Trading Cove, through its lawyer, Korologos, said its goal is to "continue to oppose in lawful and legitimate ways any legislation in Congress" that interfere with tribal rights.
Len Wolman and and his brother Mark receive about $10 million a year from Mohegan Sun, according to publicly available records.
By 2015, the Wolman brothers' receipts are projected to exceed $100 million each from the Mohegan deal, out of the projected $1 billion. Kerzner's company is expected to receive about $500 million.

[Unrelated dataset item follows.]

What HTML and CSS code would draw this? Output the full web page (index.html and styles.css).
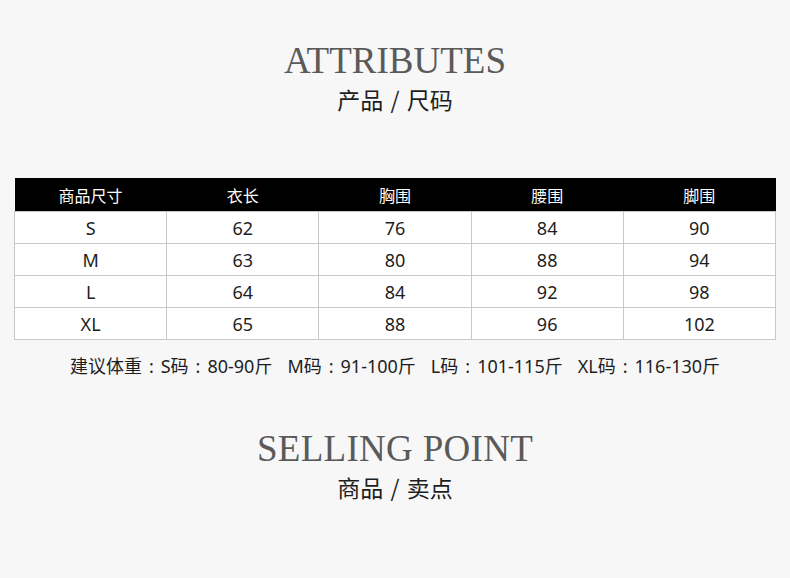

Meanwhile, divided among its 1,700 members, the Mohegan tribe's current share of profits works out to about $38,000 a year each. The tribe declined to say how it distributes its earnings.
When the details of the Trading Cove's 15-year contract first emerged in 2001 in the Globe, McCain vowed changes.
A bill he introduced in 2005 would have made sure that outside investors be firmly subject to the 30 percent cap.
Dennis J. Whittlesey, a longtime Indian casino lawyer based in Washington, said McCain's bill was not well-received by casino executives.
"A number of major developers were extremely concerned and made substantial moves to oppose it," he said.
The McCain bill was voted out of the Senate Indian Affairs Committee in March 2006 with a unanimous recommendation for passage by the full Senate.
But it died two months later, with no further discussion.
Roll Call, the Capitol Hill newspaper, reported that seven senators had put anonymous holds on the bill, meaning a vote of 60 senators was required to release it.
Some federal regulators continue to press for reforms. Earl E. Devaney, the US Department of Interior's inspector general, said in an interview in Washington that an overhaul of the Indian Gaming Act is still needed.
Without reforms, he said, "investors are going to have the leverage to demand and get higher and higher amounts of casino profits.
"The return they get on their investment now is huge."